5. Interpretability and Attention Drift Mitigation

LPWCA produces attention maps that explicitly reveal which patches (spatial regions) and which layers (semantic depths) are most relevant in response to given queries. The approach mitigates attention drift by enforcing consistency between semantic and regional cues throughout the model’s forward pass. Visualization of LPWCA attention maps demonstrates clear correspondence between regions of interest and semantic layers, directly informing model predictions and increasing transparency.

Furthermore, progressive integration with LWCA and PWCA ensures that the final representation strikes a balance between local detail and global context. Qualitative analyses show that these mechanisms produce sharper, more meaningful, and human-interpretable activation patterns compared to models relying solely on patch-wise or layer-wise attention.

6. Comparative Analysis with Related Attention Mechanisms

Relative to independent patch-wise or layer-wise approaches:

• LPWCA unifies spatial and semantic axes, yielding joint attention distributions, unlike dispersed maps in independent systems.
• In the context of multimodal frameworks, LPWCA provides a robust basis for cross-modal alignment, outperforming models such as IGVA and MMFuser in both accuracy and interpretability.
• Compared to techniques such as Adaptive Cross-Layer Attention (Wang et al., 2022), which adaptively selects keys from multiple layers via neural architecture search, LPWCA typically uses predetermined stacking but achieves competitive or superior contextual fusion when combined with progressive attention pipelines.
• In time series domains (e.g., Sensorformer (Qin et al., 6 Jan 2025)), analogous cross-patch, cross-layer mechanisms are shown to enhance causal modeling and computational efficiency.

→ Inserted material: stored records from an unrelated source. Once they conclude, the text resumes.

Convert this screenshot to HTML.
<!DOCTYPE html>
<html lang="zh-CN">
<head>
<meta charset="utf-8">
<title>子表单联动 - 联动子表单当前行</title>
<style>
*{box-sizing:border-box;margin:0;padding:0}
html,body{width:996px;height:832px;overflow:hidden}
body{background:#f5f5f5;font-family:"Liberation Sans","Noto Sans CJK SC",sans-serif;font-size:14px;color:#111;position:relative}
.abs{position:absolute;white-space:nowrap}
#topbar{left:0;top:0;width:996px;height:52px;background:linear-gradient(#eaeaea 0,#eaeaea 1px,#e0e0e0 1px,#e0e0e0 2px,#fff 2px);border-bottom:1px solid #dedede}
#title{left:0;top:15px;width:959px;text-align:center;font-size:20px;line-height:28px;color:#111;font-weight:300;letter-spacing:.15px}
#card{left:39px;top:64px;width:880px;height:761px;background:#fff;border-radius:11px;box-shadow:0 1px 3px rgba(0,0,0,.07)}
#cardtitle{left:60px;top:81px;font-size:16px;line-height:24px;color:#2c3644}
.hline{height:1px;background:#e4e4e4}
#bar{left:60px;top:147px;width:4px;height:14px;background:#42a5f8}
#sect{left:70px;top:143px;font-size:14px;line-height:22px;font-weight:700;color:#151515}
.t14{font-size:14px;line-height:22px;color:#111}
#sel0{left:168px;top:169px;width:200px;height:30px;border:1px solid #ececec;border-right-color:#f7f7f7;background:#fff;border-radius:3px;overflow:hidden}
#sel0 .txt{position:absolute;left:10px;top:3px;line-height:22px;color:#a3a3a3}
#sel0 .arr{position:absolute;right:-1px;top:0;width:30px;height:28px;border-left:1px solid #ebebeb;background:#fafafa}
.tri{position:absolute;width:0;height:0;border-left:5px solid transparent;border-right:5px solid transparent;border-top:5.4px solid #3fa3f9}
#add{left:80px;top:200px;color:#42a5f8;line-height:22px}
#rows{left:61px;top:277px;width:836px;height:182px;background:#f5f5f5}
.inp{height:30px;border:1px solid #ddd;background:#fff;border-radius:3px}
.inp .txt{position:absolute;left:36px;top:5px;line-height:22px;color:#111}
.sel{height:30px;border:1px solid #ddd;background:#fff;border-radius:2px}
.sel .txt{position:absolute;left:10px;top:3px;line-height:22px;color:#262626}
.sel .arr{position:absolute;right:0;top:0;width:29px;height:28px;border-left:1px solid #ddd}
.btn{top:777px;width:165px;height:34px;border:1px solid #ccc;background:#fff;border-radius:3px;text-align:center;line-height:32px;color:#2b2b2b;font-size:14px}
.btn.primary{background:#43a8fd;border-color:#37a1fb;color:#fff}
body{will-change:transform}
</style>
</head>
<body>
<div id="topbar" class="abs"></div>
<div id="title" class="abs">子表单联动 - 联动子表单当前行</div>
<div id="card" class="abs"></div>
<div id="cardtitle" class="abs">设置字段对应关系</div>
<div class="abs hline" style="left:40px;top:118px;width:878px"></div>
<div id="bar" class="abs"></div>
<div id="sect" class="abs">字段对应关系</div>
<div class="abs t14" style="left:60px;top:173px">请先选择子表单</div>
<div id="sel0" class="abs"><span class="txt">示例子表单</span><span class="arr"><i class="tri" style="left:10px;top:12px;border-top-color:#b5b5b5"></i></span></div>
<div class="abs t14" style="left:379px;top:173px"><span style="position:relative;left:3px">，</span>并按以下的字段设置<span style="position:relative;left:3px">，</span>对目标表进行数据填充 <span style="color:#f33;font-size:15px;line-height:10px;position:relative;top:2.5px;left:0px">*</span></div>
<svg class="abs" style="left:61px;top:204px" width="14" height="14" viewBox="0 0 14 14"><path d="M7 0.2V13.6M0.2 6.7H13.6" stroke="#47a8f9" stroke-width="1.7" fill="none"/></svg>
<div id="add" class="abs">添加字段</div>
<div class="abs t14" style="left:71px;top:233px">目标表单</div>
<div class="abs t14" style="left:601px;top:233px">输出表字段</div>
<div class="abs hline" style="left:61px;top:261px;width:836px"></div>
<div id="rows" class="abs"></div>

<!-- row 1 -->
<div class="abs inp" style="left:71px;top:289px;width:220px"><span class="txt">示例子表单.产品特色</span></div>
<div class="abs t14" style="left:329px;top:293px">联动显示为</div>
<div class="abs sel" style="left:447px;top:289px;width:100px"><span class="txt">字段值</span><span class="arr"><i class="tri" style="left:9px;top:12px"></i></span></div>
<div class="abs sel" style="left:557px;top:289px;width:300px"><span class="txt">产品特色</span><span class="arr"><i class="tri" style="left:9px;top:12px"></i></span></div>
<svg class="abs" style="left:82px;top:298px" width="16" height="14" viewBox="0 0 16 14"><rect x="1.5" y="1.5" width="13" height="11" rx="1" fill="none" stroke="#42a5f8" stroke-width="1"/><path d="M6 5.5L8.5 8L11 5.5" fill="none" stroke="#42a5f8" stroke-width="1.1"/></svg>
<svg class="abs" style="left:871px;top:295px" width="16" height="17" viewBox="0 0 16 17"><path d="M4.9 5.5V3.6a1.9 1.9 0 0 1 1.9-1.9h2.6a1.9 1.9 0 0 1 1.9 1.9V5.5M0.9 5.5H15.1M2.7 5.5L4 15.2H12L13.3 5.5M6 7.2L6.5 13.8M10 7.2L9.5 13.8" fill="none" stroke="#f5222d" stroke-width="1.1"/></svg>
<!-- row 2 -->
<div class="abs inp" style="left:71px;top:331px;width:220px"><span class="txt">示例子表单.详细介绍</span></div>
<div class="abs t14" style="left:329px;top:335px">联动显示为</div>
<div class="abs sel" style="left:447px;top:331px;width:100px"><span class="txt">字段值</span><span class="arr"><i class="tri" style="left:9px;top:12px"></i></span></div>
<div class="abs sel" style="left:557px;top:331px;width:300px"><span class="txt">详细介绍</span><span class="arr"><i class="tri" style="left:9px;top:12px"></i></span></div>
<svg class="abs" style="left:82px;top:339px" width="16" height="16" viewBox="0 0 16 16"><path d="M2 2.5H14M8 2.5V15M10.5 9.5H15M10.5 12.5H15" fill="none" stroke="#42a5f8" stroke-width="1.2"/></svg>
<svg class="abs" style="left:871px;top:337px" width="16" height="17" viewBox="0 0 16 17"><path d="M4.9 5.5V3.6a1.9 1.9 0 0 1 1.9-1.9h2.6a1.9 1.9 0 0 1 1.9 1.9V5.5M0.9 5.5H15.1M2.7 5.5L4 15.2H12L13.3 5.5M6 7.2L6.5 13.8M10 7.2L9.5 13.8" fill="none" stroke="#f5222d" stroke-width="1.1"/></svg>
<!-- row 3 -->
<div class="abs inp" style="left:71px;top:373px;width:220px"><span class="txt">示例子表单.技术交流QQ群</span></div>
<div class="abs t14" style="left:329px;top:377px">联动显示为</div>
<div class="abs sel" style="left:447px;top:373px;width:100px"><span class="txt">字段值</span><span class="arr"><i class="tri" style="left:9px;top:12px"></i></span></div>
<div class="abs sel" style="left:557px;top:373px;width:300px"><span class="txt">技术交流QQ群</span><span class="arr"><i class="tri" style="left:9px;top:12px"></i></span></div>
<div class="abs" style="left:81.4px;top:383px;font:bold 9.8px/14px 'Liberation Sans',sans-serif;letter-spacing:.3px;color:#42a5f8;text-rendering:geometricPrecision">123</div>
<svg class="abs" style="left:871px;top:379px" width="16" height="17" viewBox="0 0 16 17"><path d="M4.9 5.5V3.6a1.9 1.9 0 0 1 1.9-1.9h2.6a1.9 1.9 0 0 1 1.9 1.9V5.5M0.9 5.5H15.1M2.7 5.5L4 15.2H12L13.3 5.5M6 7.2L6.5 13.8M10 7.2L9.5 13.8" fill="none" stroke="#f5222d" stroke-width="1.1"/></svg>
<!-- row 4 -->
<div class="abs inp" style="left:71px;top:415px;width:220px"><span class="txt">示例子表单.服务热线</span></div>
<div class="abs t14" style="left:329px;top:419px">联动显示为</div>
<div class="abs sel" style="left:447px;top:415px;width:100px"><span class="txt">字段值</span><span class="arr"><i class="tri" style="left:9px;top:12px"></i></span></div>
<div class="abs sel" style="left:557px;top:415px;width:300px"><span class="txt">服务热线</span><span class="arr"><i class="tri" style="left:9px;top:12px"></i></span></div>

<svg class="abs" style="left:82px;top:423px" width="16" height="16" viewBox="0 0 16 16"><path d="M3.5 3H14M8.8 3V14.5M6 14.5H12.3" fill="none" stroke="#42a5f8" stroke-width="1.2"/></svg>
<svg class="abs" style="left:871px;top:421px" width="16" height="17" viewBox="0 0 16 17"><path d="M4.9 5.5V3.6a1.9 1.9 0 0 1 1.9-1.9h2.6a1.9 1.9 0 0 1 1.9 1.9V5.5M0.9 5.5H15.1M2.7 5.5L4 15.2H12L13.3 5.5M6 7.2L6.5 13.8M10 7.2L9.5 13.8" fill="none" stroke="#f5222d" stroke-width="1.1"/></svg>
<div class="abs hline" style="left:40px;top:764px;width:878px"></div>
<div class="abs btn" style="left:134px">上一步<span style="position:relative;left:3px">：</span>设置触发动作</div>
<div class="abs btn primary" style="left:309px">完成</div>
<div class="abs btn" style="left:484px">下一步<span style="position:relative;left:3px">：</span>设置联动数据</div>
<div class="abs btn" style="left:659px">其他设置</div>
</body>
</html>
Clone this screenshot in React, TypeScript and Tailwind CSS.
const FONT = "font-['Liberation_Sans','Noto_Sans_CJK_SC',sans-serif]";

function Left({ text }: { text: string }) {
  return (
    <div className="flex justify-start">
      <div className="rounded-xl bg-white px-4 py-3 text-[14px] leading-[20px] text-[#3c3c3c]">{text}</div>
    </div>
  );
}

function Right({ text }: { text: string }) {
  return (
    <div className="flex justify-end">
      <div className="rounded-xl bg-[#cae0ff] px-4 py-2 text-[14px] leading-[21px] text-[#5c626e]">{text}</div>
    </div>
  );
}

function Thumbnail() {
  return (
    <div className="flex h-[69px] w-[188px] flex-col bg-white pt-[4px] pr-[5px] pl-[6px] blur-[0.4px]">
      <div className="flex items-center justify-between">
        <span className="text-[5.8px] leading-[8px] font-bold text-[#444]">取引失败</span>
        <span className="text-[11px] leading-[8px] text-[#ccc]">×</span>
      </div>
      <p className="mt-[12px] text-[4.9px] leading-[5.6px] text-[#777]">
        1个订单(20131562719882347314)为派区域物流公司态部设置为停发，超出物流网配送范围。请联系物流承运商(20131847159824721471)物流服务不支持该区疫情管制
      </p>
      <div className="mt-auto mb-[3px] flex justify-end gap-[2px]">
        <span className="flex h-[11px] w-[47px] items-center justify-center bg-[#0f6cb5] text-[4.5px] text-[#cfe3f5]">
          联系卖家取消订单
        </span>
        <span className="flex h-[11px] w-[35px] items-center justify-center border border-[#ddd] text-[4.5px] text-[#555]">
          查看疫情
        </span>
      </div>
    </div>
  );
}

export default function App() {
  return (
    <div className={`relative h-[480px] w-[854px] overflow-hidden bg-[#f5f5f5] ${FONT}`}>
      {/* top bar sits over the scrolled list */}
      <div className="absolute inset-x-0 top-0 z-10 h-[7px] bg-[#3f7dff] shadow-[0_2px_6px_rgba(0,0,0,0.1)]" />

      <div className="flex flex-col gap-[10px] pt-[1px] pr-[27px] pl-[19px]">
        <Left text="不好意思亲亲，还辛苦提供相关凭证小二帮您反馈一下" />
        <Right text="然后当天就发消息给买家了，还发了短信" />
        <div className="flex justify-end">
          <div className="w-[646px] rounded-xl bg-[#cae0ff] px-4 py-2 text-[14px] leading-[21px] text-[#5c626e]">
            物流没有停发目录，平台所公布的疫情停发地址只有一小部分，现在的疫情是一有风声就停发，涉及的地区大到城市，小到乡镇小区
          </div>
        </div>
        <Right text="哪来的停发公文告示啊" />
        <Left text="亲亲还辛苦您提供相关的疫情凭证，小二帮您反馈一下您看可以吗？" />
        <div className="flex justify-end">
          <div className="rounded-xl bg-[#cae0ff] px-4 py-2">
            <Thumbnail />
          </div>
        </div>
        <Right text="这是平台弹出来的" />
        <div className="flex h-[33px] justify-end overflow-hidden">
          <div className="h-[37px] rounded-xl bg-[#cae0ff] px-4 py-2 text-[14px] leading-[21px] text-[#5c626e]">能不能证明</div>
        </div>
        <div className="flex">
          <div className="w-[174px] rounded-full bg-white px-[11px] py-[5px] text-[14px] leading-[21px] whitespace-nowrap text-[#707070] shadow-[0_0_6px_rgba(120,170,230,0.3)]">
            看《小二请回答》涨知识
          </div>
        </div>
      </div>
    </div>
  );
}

7. Practical Implications and Applications

LPWCA modules are broadly applicable across domains demanding high-resolution spatial and hierarchical feature fusion:

• Vision-Language Tasks: Drives state-of-the-art results in visual question answering, OCR, and multimodal retrieval.
• Semantic Segmentation: Achieves improved accuracy and F1 scores on large-scale aerial imagery by bridging low-level spatial detail and high-level semantic context (Ding et al., 2019).
• Multivariate Time Series Forecasting: Facilitates efficient and robust modeling of dynamic causal structures by compressing patch-wise dependencies and extracting cross-variable relationships (Qin et al., 6 Jan 2025).
• Masked Autoencoding: Applies selective cross-attention between layers and patches to reduce computation and memory costs without sacrificing representation learning quality (Fu et al., 25 Jan 2024).

A plausible implication is that further advancements in attention module design—particularly those targeting joint spatial-semantic fusion—will continue to yield improvements in both interpretability and performance across a diverse array of dense prediction and multimodal tasks.